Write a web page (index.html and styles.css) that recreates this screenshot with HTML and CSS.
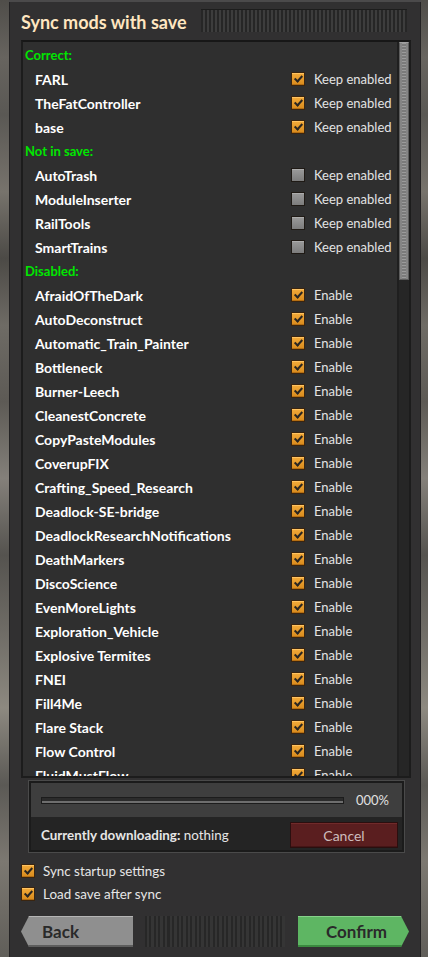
FILE: index.html
```html
<!DOCTYPE html>
<html>
<head>
<meta charset="utf-8">
<link rel="stylesheet" href="styles.css">
</head>
<body>
<div class="window">
  <div class="titlebar">
    <h1 class="title">Sync mods with save</h1>
    <div class="handle"></div>
  </div>
  <div class="list">
    <div class="rows">
      <div class="heading">Correct:</div>
      <div class="row"><span class="name">FARL</span><span class="cb on"></span><span class="label">Keep enabled</span></div>
      <div class="row"><span class="name">TheFatController</span><span class="cb on"></span><span class="label">Keep enabled</span></div>
      <div class="row"><span class="name">base</span><span class="cb on"></span><span class="label">Keep enabled</span></div>
      <div class="heading">Not in save:</div>
      <div class="row"><span class="name">AutoTrash</span><span class="cb"></span><span class="label">Keep enabled</span></div>
      <div class="row"><span class="name">ModuleInserter</span><span class="cb"></span><span class="label">Keep enabled</span></div>
      <div class="row"><span class="name">RailTools</span><span class="cb"></span><span class="label">Keep enabled</span></div>
      <div class="row"><span class="name">SmartTrains</span><span class="cb"></span><span class="label">Keep enabled</span></div>
      <div class="heading">Disabled:</div>
      <div class="row"><span class="name">AfraidOfTheDark</span><span class="cb on"></span><span class="label">Enable</span></div>
      <div class="row"><span class="name">AutoDeconstruct</span><span class="cb on"></span><span class="label">Enable</span></div>
      <div class="row"><span class="name">Automatic_Train_Painter</span><span class="cb on"></span><span class="label">Enable</span></div>
      <div class="row"><span class="name">Bottleneck</span><span class="cb on"></span><span class="label">Enable</span></div>
      <div class="row"><span class="name">Burner-Leech</span><span class="cb on"></span><span class="label">Enable</span></div>
      <div class="row"><span class="name">CleanestConcrete</span><span class="cb on"></span><span class="label">Enable</span></div>
      <div class="row"><span class="name">CopyPasteModules</span><span class="cb on"></span><span class="label">Enable</span></div>
      <div class="row"><span class="name">CoverupFIX</span><span class="cb on"></span><span class="label">Enable</span></div>
      <div class="row"><span class="name">Crafting_Speed_Research</span><span class="cb on"></span><span class="label">Enable</span></div>
      <div class="row"><span class="name">Deadlock-SE-bridge</span><span class="cb on"></span><span class="label">Enable</span></div>
      <div class="row"><span class="name">DeadlockResearchNotifications</span><span class="cb on"></span><span class="label">Enable</span></div>
      <div class="row"><span class="name">DeathMarkers</span><span class="cb on"></span><span class="label">Enable</span></div>
      <div class="row"><span class="name">DiscoScience</span><span class="cb on"></span><span class="label">Enable</span></div>
      <div class="row"><span class="name">EvenMoreLights</span><span class="cb on"></span><span class="label">Enable</span></div>
      <div class="row"><span class="name">Exploration_Vehicle</span><span class="cb on"></span><span class="label">Enable</span></div>
      <div class="row"><span class="name">Explosive Termites</span><span class="cb on"></span><span class="label">Enable</span></div>
      <div class="row"><span class="name">FNEI</span><span class="cb on"></span><span class="label">Enable</span></div>
      <div class="row"><span class="name">Fill4Me</span><span class="cb on"></span><span class="label">Enable</span></div>
      <div class="row"><span class="name">Flare Stack</span><span class="cb on"></span><span class="label">Enable</span></div>
      <div class="row"><span class="name">Flow Control</span><span class="cb on"></span><span class="label">Enable</span></div>
      <div class="row"><span class="name">FluidMustFlow</span><span class="cb on"></span><span class="label">Enable</span></div>
    </div>
    <div class="scrollbar"><div class="thumb"></div></div>
  </div>
  <div class="dl">
    <div class="dl-top">
      <div class="bar"></div>
      <span class="pct">000%</span>
    </div>
    <div class="dl-bottom">
      <span class="status"><b>Currently downloading:</b> nothing</span>
      <button class="cancel">Cancel</button>
    </div>
  </div>
  <div class="opts">
    <div class="opt"><span class="cb on"></span><span>Sync startup settings</span></div>
    <div class="opt"><span class="cb on"></span><span>Load save after sync</span></div>
  </div>
  <div class="buttons">
    <button class="btn back">Back</button>
    <div class="filler"></div>
    <button class="btn confirm">Confirm</button>
  </div>
</div>
</body>
</html>
```
FILE: styles.css
```css
html, body {
  margin: 0;
  padding: 0;
}
body {
  width: 428px;
  height: 957px;
  overflow: hidden;
  font-family: Lato, "Liberation Sans", sans-serif;
  background:
    linear-gradient(180deg,
      #4f4d49 0%, #67645f 6%, #5a5854 12%, #77736c 20%, #4c4a46 27%,
      #6e6b65 34%, #5d5a55 42%, #84807a 50%, #55534f 58%, #6f6c66 66%,
      #8d8980 74%, #5b5955 82%, #7c7871 90%, #605e59 100%);
}
.window {
  margin-left: 9px;
  width: 412px;
  height: 957px;
  box-sizing: border-box;
  background: #313031;
  border-top: 2px solid #4b4a4b;
  box-shadow: inset 1px 0 #232223, inset -1px 0 #232223;
  padding: 6px 10px 0 12px;
}
.titlebar {
  display: flex;
  align-items: center;
  height: 24px;
  gap: 14px;
}
.title {
  margin: 0;
  padding-top: 4px;
  font-size: 18px;
  font-weight: 700;
  color: #ffe6c0;
  line-height: 22px;
  white-space: nowrap;
}
.handle {
  flex: 1;
  height: 23px;
  margin-right: 4px;
  background: repeating-linear-gradient(90deg, #262626 0 2px, #3d3d3d 2px 4px);
  box-shadow: inset 0 1px #1d1d1d;
}
.list {
  margin-top: 8px;
  height: 738px;
  box-sizing: border-box;
  border: 2px solid #1c1c1c;
  border-top-color: #171717;
  background: #2f2f2f;
  display: flex;
  overflow: hidden;
}
.rows {
  flex: 1;
  padding-top: 1px;
  overflow: hidden;
}
.heading {
  height: 24px;
  line-height: 24px;
  padding-left: 2px;
  font-size: 13px;
  font-weight: 700;
  color: #00e600;
}
.row {
  height: 24px;
  display: flex;
  align-items: center;
  padding-left: 12px;
  font-size: 13px;
}
.name {
  width: 256px;
  font-size: 14px;
  font-weight: 700;
  color: #ffffff;
  white-space: nowrap;
}
.label {
  margin-left: 9px;
  color: #e3e3e3;
}
.cb {
  position: relative;
  width: 12px;
  height: 12px;
  flex: none;
  border: 1px solid #1f1a15;
  background: linear-gradient(180deg, #9a9a9a, #7c7c7c);
  box-shadow: inset 0 1px #adadad;
}
.cb.on {
  border-color: #3a2510;
  background: linear-gradient(180deg, #f3ab3a, #d88a1c);
  box-shadow: inset 0 1px #ffc360, inset 0 -1px #b56e12;
}
.cb.on::after {
  content: "";
  position: absolute;
  left: 4px;
  top: 1px;
  width: 3px;
  height: 6px;
  border-right: 2px solid #2a2622;
  border-bottom: 2px solid #2a2622;
  transform: rotate(42deg);
}
.scrollbar {
  width: 10px;
  flex: none;
  border-left: 2px solid #1f1f1f;
  background: #262626;
}
.thumb {
  height: 238px;
  box-sizing: border-box;
  border: 1px solid #5c5c5c;
  border-top-color: #a0a0a0;
  background: repeating-linear-gradient(180deg, #9b9b9b 0 1px, #7b7b7b 1px 3px);
  box-shadow: inset 2px 0 #858585, inset -2px 0 #858585;
}
.dl {
  margin: 2px 6px 0 7px;
  height: 73px;
  box-sizing: border-box;
  border: 1px solid #4a4a4a;
  padding: 2px;
  background: #1b1b1b;
}
.dl-top {
  height: 34px;
  background: #3e3e3e;
  display: flex;
  align-items: center;
  padding: 0 13px 0 10px;
}
.bar {
  flex: 1;
  height: 7px;
  box-sizing: border-box;
  border: 1px solid #1c1c1c;
  background: #2b2b2b;
  box-shadow: inset 0 -2px #6e6e6e;
}
.pct {
  margin-left: 12px;
  font-size: 13px;
  color: #e0e0e0;
}
.dl-bottom {
  height: 33px;
  box-sizing: border-box;
  background: #242424;
  display: flex;
  align-items: center;
  justify-content: space-between;
  padding: 3px 4px 0 10px;
}
.status {
  font-size: 13.4px;
  color: #e6e6e6;
}
.status b {
  font-weight: 700;
}
.cancel {
  width: 108px;
  height: 26px;
  border: 1px solid #2a0f0f;
  background: #5a1e1f;
  box-shadow: inset 0 1px #712a2a, inset 0 -1px #451516;
  color: #cdbdbd;
  font-family: Lato, "Liberation Sans", sans-serif;
  font-size: 14px;
  padding: 0;
}
.opts {
  margin-top: 6px;
}
.opt {
  height: 24px;
  display: flex;
  align-items: center;
  gap: 8px;
  font-size: 13.4px;
  color: #e6e6e6;
}
.opt + .opt {
  margin-top: -1px;
}
.buttons {
  margin-top: 10px;
  margin-right: 2px;
  height: 31px;
  display: flex;
}
.btn {
  height: 31px;
  border: none;
  padding: 0;
  font-family: Lato, "Liberation Sans", sans-serif;
  font-size: 17px;
  font-weight: 700;
  color: #2a2a2a;
}
.back {
  width: 112px;
  text-align: left;
  padding-left: 21px;
  background: #8f8f8f;
  box-shadow: inset 0 1px #b5b5b5, inset 0 -2px #5d5d5d;
  clip-path: polygon(8px 0, 100% 0, 100% 100%, 8px 100%, 0 50%);
}
.filler {
  flex: 1;
  margin: 0 13px 0 12px;
  background: repeating-linear-gradient(90deg, #272727 0 2px, #353535 2px 4.5px);
}
.confirm {
  width: 111px;
  padding-left: 6px;
  background: #5eb663;
  box-shadow: inset 0 1px #86d28a, inset 0 -2px #3a8a3f;
  clip-path: polygon(0 0, calc(100% - 8px) 0, 100% 50%, calc(100% - 8px) 100%, 0 100%);
}
```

************

WHAT TO DO: Report all lines of the data above that include the string "index".

FULL SOLUTION:
Write a web page (index.html and styles.css) that recreates this screenshot with HTML and CSS.
FILE: index.html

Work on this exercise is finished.